Ella se echó a reír, en respuesta al comentario sobre su ropa.

– Es el único vestido que tengo. Cada día, para trabajar, llevo vaqueros y una sudadera. No necesito ropa elegante para lo que hago. -Miró a las otras tres monjas de la mesa, que parecían amas de casa o profesoras universitarias más que monjas, excepto por la pequeña cruz de oro de la solapa.

– Es bueno que salgas.

Luego se pusieron a hablar acerca de la política de la Iglesia, de la polémica postura que el arzobispo había adoptado recientemente sobre la ordenación de sacerdotes y sobre los últimos pronunciamientos de Roma. A Maggie le interesaba en particular una propuesta ciudadana que estaba evaluando la junta de supervisores y que afectaría a las personas con las que trabajaba en la calle. Opinaba que la ley era limitada e injusta y que perjudicaría a su gente. Maggie era brillante, así que, a los pocos minutos, otros dos sacerdotes y una de las monjas habían entrado en la discusión. Les interesaba lo que ella tenía que decir, ya que sabía más que ellos sobre aquella cuestión.

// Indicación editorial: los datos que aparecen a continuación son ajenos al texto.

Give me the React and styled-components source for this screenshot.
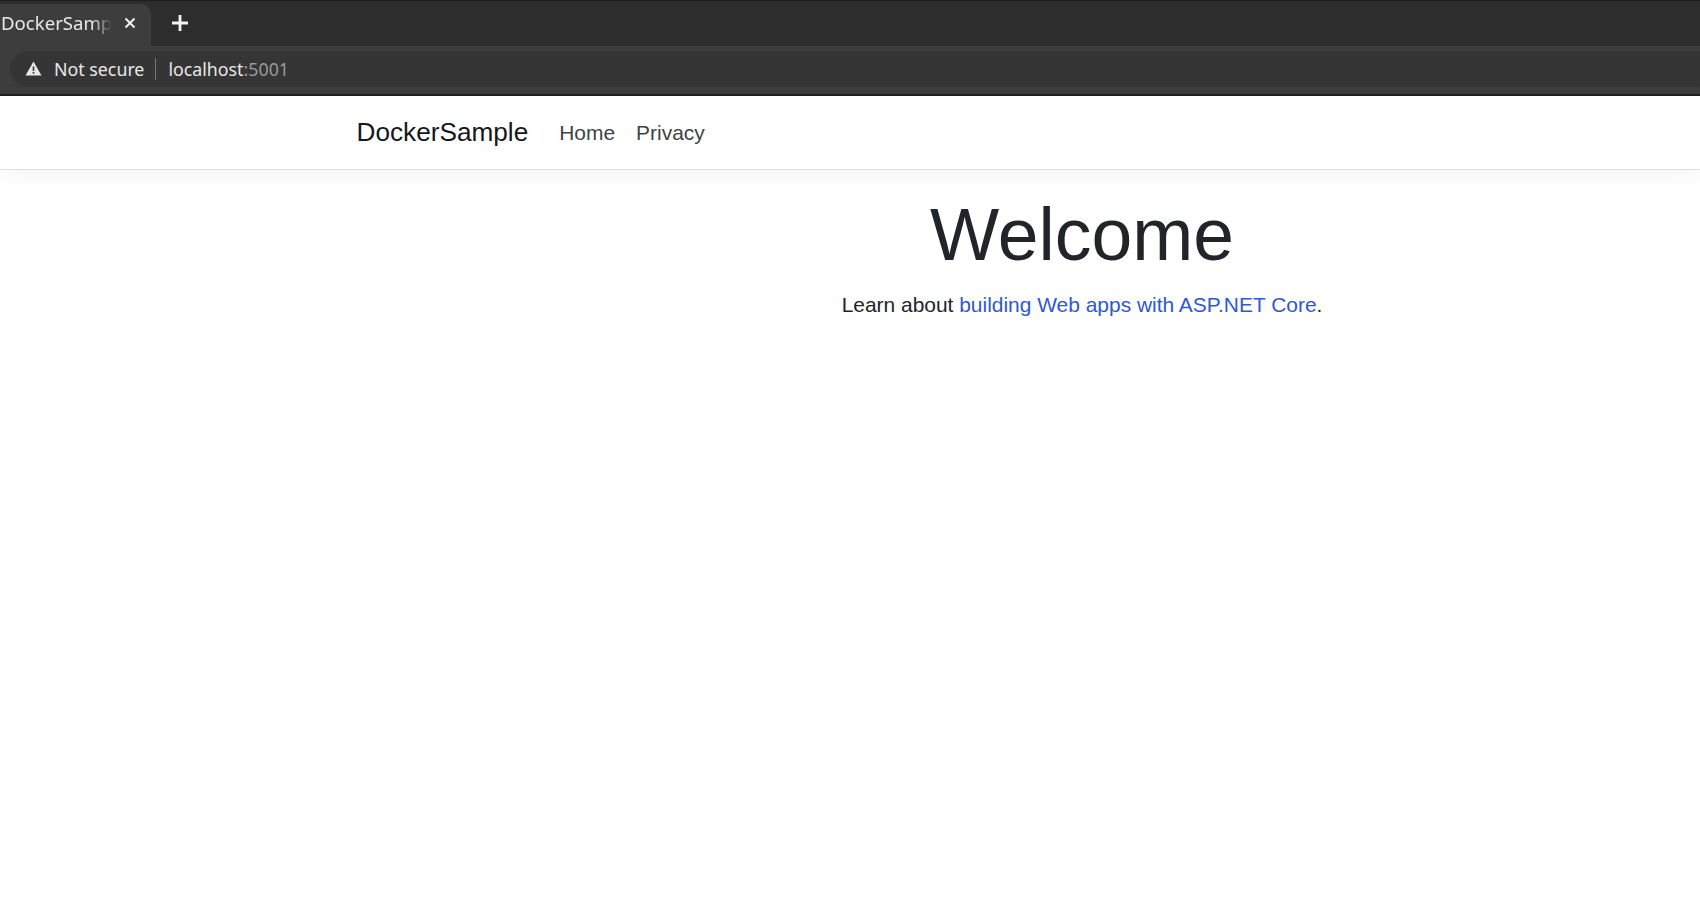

– Maggie, eres demasiado dura -le recriminó la hermana Dominica, que dirigía la escuela de enfermería-. No podemos resolver de golpe los problemas de todo el mundo.

– Yo trato de resolverlos uno por uno -dijo la hermana Mary Magdalen, humildemente.

Las dos mujeres tenían algo en común, ya que la hermana Maggie se había graduado en enfermería justo antes de entrar en el convento. Descubrió que sus conocimientos eran útiles para aquellos a los que trataba de ayudar. Mientras continuaba la acalorada discusión, se apagaron las luces. La subasta había terminado, se habían servido los postres y Melanie estaba a punto de aparecer en escena. El maestro de ceremonias acababa de anunciarla y la sala fue quedándose en silencio, expectante.

– ¿Quién es? -preguntó, en un susurro, la hermana Mary Magdalen, y el resto de la mesa sonrió.

– La cantante joven más en boga en el mundo. Acaba de ganar un Grammy -murmuró el padre Joe, y la hermana Maggie asintió.

Estaba claro que aquella velada no formaba parte de su mundo. Cuando empezó la música, estaba cansada y con ganas de que se acabara. La orquesta estaba tocando la canción emblemática de la artista; entonces, en medio de una explosión de sonido, luz y color, entró Melanie. Caminó hasta el escenario, como una modelo exquisita, cantando su primera canción.